Finding the place was a little bit difficult. The address given on my document was closed up. Doors barricaded, empty inside. I had to go to the place next door, that was labeled as a different part of the police. Again, give yourself ample time. Budget cuts have really messed with local government infrastructure. The area around these big police departments have a heavy feel. There’s hotels built just so family members can see loved ones in jail. Don’t think you’ll be able to stop in somewhere and use the bathroom - everything is on lockdown.
A friend of mine thought the idea of getting booked was really cool and wanted to take me down to get booked. They wanted to hang out, drink police coffee, and hear stories from the cops. I declined their offer, and glad I did. They won’t let anybody go into the building with you.
Walking into the building, you just get a heavy feeling. You’re looked upon as a criminal. Your mind starts to flashback through all the stories you’ve heard on the news where a typo means that they hold a guy for years wrongly, and stuff like that. Don’t worry. Again, like most of this process, your nerves will be the worst part of it. It’s a quick and easy process.
Don’t bring a bag with you, don’t bring weapons with you (as stupid as it sounds, it happens), don’t bring anything that can get you in trouble (again, it happens), and if you have any warrants out, well, this is your reckoning. You go through the metal detector and then are given forms to fill out about yourself - height, weight, address, basic stuff. Fill this out accurately as this stuff will be part of your criminal record. There’s a place for your occupation. I filed mine out, but the cops didn’t understand what I did, so they put “sales”. Apparently this is routine. It was nice to have a light, funny moment during this heavy moment for me.
You’ll be taken to a back room where you’ll have your hands scanned. What’s nice about this process is that you won’t be given the oily, difficult to remove ink when you’re usually fingerprinted by cops, instead you put your hand on a scanner that has a roller on it, and it scans your whole handprint. You can see how your handprint shows up on screen. It’s actually kinda cool.
Then comes the big moment - you have to remove any hats, glasses, earrings, facial piercings, and other accessories (best not to bring them in the first place if it can be helped) and look at a certain place on the wall for your mugshot. It’s not like it is in the movies anymore - you don’t hold up a thing with your booking numbers, you don’t turn to the side - you just look a little bit to the side.
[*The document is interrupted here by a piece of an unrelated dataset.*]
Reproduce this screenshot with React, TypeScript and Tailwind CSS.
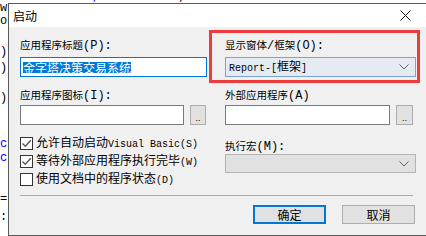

There’s no flash, it’s done by just a little webcam sized thing mounted on the ceiling.
In LA County, where I got mine, mugshots are not made available to the public. Which was nice to know that I’d never have to worry about a friend randomly googling around and coming across it, or anything like that. Kind of a bummer that I could never see it. Seems like most places are shifting away from immediately publishing mugshots on the web to prevent the business where people publish mugshots with SEO words and personal information and hold convicted people hostage - demanding money to take it down. Seems they don’t like anybody making money off of the system unless it’s them. But it’s nice to know that it’s generally becoming something that you won’t have to worry about.
After you’ve gotten your mugshot you’ll be sat down in the waiting room again, and after a few minutes you’ll be given a pink form - your prisoner’s receipt. Generally this is for having a record of your possessions when you get booked, but since you’re not actually ingested into prison, it’s just a record that you actually checked yourself in. Hold on to it just in case anything happens to where the court loses documentation on their end (it happens).
Leaving the police station, even without staying too long, felt like a big relief. It wasn’t a place I wanted to stay around. Things felt different, though. I’d been booked, handprinted, and my mugshot taken. I was a documented criminal. It’s a weird feeling to process.
I ended up hanging out in that part of town for a while. I had nowhere to be, I’d taken a personal day to get booked. Might as well explore, try out a new restaurant, hope that I wouldn’t ever return.